[PROBLEM TO WORK ON]
Out of the lines below, please list those that hold the string "components".

------------------------------------

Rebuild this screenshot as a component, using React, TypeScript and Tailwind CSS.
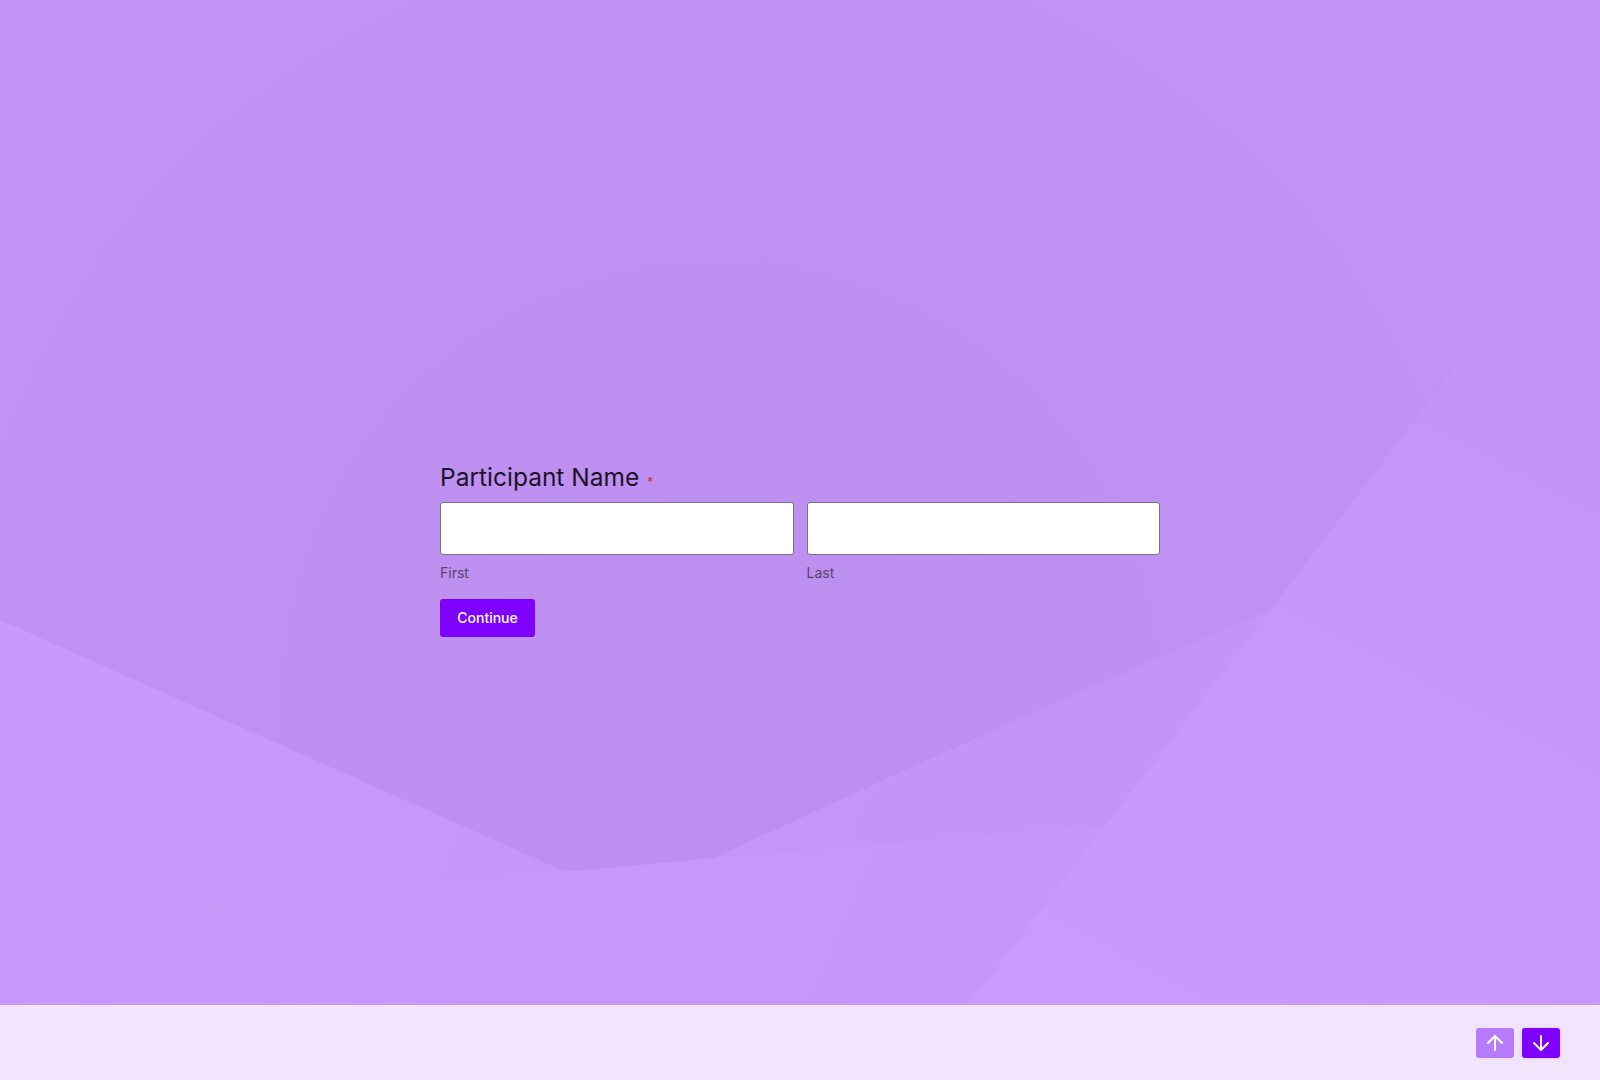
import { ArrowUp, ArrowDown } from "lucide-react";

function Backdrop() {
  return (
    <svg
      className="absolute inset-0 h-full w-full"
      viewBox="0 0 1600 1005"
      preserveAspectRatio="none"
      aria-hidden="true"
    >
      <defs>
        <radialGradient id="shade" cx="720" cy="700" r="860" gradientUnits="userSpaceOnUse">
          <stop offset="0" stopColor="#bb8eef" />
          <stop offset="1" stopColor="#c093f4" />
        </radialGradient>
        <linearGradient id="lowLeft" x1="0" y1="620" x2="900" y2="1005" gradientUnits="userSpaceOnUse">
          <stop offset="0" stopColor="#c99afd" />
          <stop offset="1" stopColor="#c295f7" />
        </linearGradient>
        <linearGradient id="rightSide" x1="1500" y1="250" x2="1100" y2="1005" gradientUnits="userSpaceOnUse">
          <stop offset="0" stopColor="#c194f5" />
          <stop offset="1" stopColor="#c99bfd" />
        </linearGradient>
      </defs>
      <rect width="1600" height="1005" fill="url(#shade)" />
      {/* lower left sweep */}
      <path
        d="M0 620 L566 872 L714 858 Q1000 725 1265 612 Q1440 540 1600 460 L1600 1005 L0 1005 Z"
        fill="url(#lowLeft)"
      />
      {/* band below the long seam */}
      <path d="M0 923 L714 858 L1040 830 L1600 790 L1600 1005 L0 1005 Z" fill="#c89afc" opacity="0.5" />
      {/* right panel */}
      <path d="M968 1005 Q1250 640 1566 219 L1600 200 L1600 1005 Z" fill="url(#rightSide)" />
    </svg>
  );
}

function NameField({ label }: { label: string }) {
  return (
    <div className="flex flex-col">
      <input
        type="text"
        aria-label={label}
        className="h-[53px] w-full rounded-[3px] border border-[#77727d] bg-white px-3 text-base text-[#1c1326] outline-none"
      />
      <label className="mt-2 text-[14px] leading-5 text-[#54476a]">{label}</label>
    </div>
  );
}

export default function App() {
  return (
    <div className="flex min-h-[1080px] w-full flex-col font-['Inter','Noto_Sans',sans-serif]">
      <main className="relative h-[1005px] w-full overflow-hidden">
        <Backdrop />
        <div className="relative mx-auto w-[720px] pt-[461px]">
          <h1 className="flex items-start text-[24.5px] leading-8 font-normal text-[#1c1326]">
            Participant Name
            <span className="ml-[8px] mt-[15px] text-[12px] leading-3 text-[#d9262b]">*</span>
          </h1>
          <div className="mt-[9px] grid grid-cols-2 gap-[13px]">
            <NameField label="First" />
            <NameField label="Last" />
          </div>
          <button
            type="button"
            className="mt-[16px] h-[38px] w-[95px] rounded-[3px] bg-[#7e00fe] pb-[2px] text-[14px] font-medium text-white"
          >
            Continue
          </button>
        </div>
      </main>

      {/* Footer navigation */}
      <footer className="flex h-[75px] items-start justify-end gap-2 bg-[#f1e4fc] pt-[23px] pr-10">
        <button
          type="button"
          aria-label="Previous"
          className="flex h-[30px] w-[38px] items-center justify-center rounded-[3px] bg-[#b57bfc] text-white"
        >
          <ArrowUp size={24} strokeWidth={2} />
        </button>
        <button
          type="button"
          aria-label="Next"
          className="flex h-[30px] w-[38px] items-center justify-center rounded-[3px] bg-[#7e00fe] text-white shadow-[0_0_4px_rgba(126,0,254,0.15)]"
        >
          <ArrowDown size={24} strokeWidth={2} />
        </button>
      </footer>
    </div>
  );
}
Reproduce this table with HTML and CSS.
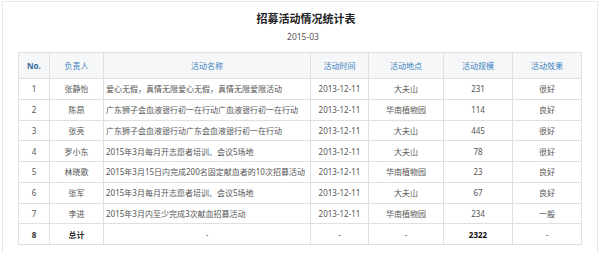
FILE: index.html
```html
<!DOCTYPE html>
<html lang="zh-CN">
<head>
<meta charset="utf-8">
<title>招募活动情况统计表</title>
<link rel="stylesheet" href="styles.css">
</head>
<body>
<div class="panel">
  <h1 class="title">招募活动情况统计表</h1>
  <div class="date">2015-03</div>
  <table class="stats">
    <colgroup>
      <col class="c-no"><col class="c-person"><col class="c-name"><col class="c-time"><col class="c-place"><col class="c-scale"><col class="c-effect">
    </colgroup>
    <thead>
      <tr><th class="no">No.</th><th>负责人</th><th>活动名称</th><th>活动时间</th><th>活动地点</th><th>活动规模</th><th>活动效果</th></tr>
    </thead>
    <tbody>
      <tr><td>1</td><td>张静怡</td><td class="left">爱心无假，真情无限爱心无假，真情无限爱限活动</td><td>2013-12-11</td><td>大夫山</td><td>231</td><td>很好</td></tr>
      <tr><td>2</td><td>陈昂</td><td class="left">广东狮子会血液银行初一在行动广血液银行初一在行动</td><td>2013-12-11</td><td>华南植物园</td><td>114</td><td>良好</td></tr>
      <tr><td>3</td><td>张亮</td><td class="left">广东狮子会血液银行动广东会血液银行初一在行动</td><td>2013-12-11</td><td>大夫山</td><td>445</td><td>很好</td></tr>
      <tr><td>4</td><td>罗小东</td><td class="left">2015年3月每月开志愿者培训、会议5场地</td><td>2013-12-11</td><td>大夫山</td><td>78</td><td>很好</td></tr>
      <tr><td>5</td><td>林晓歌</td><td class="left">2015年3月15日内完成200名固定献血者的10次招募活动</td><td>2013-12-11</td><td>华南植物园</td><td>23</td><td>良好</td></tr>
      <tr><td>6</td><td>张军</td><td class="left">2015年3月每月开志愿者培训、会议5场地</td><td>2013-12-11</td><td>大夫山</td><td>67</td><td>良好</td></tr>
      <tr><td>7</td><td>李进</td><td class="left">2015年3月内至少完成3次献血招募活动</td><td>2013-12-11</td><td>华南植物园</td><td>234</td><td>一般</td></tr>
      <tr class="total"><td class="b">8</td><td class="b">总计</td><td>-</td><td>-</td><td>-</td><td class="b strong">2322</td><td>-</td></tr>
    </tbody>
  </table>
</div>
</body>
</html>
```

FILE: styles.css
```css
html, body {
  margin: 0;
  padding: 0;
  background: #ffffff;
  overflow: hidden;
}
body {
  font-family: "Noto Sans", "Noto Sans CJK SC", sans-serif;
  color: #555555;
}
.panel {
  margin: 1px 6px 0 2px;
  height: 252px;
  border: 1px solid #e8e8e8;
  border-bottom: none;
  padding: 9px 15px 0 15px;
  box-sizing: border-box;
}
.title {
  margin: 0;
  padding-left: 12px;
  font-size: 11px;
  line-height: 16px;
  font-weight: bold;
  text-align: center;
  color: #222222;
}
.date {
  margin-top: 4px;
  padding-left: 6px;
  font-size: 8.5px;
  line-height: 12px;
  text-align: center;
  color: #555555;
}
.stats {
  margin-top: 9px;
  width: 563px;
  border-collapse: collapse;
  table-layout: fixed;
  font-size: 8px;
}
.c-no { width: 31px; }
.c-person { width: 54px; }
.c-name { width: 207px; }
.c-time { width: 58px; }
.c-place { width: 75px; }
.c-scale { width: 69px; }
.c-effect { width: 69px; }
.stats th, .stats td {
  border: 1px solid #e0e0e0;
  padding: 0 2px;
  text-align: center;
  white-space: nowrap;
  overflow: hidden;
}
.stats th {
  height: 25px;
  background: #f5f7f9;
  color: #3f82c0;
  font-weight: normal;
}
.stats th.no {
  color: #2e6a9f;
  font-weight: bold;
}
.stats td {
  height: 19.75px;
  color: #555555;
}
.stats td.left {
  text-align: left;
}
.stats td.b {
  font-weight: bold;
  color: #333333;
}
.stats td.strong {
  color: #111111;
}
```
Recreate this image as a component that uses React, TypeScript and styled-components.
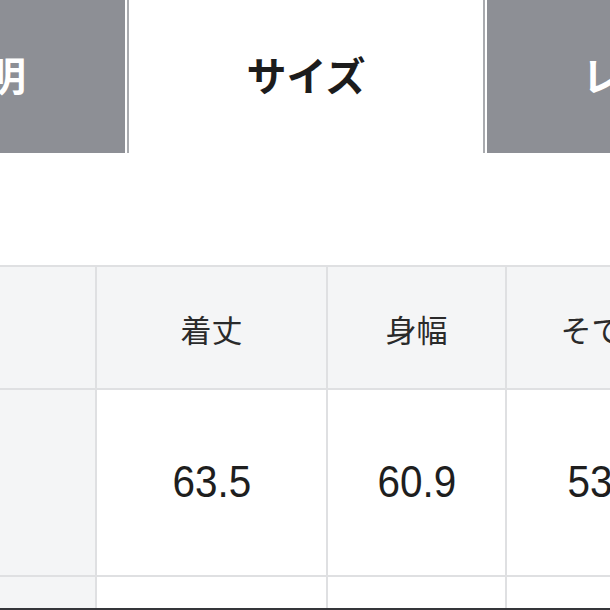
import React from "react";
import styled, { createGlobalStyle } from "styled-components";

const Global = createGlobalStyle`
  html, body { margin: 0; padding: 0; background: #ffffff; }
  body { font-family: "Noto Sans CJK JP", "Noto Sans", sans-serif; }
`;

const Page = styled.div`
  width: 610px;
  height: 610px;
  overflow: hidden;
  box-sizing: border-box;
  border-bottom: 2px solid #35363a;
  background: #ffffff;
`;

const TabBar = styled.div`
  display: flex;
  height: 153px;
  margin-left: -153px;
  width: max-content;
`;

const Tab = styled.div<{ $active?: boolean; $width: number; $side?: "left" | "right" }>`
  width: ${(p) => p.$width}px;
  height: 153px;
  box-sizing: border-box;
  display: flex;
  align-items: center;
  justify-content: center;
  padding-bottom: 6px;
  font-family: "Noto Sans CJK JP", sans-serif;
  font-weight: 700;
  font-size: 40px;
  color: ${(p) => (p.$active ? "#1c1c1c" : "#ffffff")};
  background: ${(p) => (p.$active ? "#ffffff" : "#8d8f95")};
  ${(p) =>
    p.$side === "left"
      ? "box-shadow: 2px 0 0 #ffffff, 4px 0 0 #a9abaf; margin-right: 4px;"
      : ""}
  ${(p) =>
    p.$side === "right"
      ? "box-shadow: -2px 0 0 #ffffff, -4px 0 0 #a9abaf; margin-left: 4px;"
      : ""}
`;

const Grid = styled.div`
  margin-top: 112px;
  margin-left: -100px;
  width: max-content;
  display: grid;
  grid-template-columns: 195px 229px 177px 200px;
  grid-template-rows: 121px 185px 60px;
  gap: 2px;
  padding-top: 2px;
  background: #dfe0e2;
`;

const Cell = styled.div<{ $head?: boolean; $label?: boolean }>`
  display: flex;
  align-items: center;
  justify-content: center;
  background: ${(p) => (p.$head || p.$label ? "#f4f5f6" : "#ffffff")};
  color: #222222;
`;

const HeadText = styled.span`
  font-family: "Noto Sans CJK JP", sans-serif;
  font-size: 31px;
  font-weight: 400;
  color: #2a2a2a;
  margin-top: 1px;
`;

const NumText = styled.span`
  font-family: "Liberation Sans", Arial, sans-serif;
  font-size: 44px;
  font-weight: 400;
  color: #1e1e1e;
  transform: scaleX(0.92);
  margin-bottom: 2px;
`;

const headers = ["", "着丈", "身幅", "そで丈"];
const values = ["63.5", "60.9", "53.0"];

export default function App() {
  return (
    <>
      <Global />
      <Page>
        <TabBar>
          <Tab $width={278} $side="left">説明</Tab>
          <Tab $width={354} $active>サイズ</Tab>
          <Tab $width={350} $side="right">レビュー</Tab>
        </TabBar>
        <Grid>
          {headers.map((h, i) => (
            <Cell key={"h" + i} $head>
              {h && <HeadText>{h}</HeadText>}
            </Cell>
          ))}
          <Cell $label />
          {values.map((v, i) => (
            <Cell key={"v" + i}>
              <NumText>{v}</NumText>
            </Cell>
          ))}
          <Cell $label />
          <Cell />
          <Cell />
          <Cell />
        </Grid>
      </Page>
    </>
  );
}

------------------------------------

[RESPONSE FOR THIS EXERCISE]
Recreate this image as a component that uses React, TypeScript and styled-components.
import styled, { createGlobalStyle } from "styled-components";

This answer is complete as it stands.